In my work with organizations, one big barrier to adopting a culture of transparency and openness has been a systemic and cultural aversion to failure. When I start discussing the likelihood that things will go wrong when being open and using social technologies, I often see people squirming uncomfortably in their seats.

But I’m convinced that a key part of being an open leader is the ability to effectively deal with failure, because even with the best structures and planning in place, things go wrong. By mastering failure, you create an environment in which risk taking is encouraged and recovery from failure becomes a skill that everyone in the organization possesses. Essentially, I’m talking about your ability to create a culture in which people have such trust in each other that they know they can safely take risks.

How well you, as an open leader, deal with failure is just as important as how well you deal with success. Can you be open to and accept the fact that people will make mistakes? That products will fail in the market? That decisions will have unexpected—and sometimes unhappy—consequences? If you feel you cannot be open to mistakes and failures, think of the consequences of this closed mindset. Your colleagues will be afraid to step out or to speak up, and that goes against the very core of being open.

Open leadership is about building a new kind of relationship with your employees, customers, and partners. In any relationship, things go wrong, mistakes are made, ups are followed by downs. The strength of a relationship is not how perfect it is but how resiliently it deals with the unavoidable downs. And with the advent of social technologies, there are new ways to form those bonds and relationships—but also more potential to amplify mistakes.

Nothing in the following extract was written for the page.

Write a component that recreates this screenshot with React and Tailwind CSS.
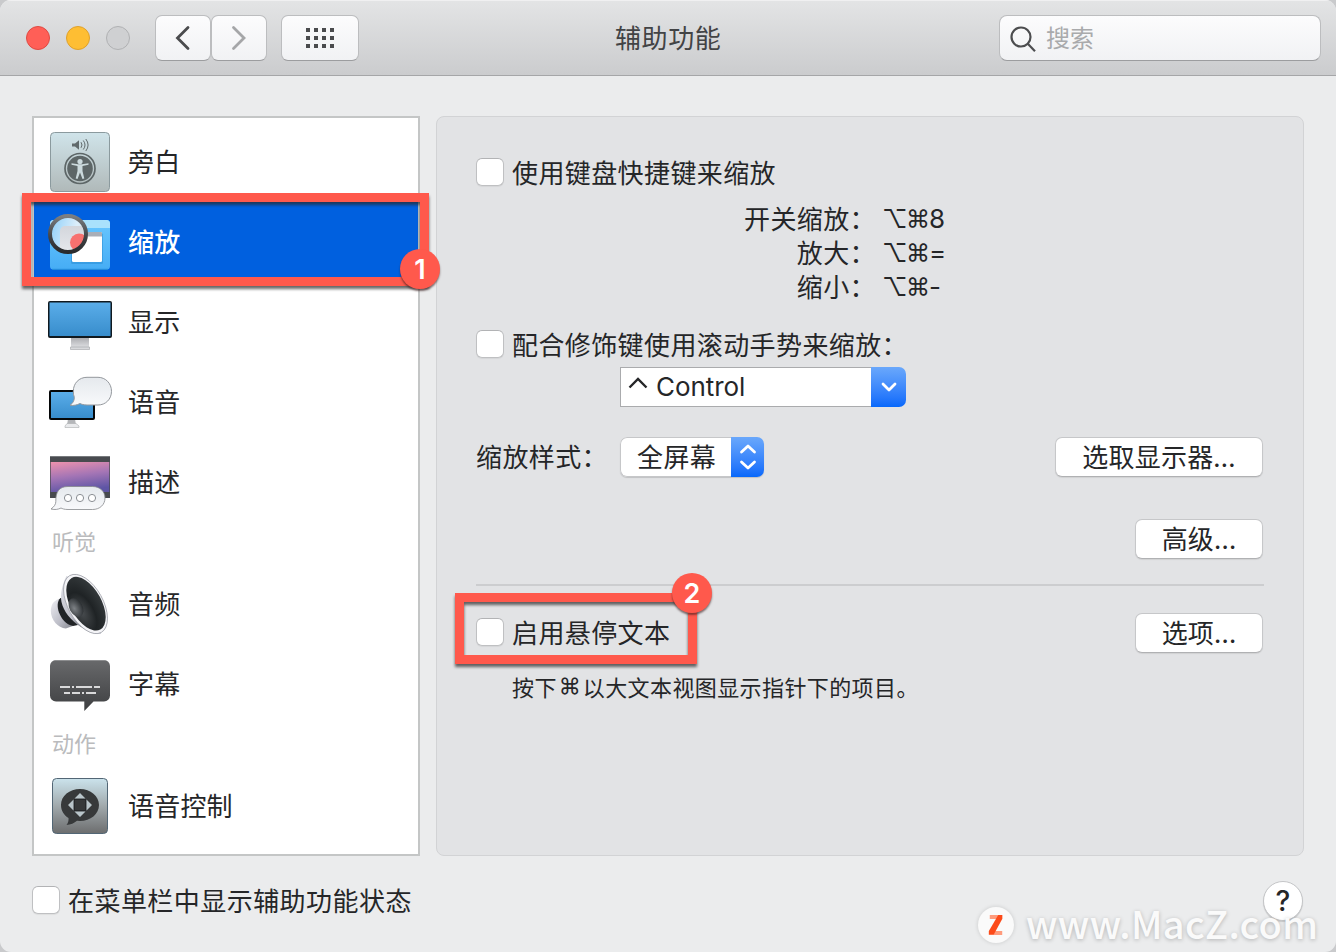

Flinging Yourself Off the Platform
Every summer, I go to a camp with my family where a highlight is the ropes challenge course. One of my favorite activities is the Leap of Faith. I climb up a redwood tree, about forty feet high in the air, clamber onto a precarious little platform, and look out at a trapeze about ten feet away. The idea is to fling yourself off the platform and catch the trapeze with your bare hands. I am wearing a hardhat and a harness tied to a rope for safety, but the only thing to keep me from falling and smashing my face into the dirt below is my family holding onto the other end of the rope. There are my husband, brothers, and kids, some of whom can barely grasp the rope. Palms sweaty, heart pumping, I gather up my courage, put my trust in them, and launch off the platform, aiming for the trapeze. And I always miss.

The only reason I’m able to take this risk is that I trust that my family is there to break my fall. And each summer it gets a little easier to climb that tree and fling myself off the platform—I’m getting accustomed to the risk, and it gives me hope that this might be the year when I finally can grab onto that trapeze.

In your organization, how important is it for people to be risk-takers, to be innovators? If initiative and innovation are key to your future success, then you need to take a long, hard look at how you personally create trust and approach failure, because it will be reflected back in the culture that you create. To be an open leader, you need to have the self-awareness and humility to know your limits and, similarly, to know the role that failure has played in your success.

In an interview I conducted with Cisco CEO John Chambers, he shared that he often asks prospective employees about results. “I never get hard work confused with success. So I walk you through your successes, and what you did right. I also ask you to tell me about your failures. And that’s when people make a tremendous mistake. All of us have had mistakes and failures, yet it’s surprising how many people say, ‘Well, I can’t think of one.’ That person immediately loses credibility with me. It’s an important ability to be very candid on what mistakes they’ve made, and then the question is, what would you do differently this time?”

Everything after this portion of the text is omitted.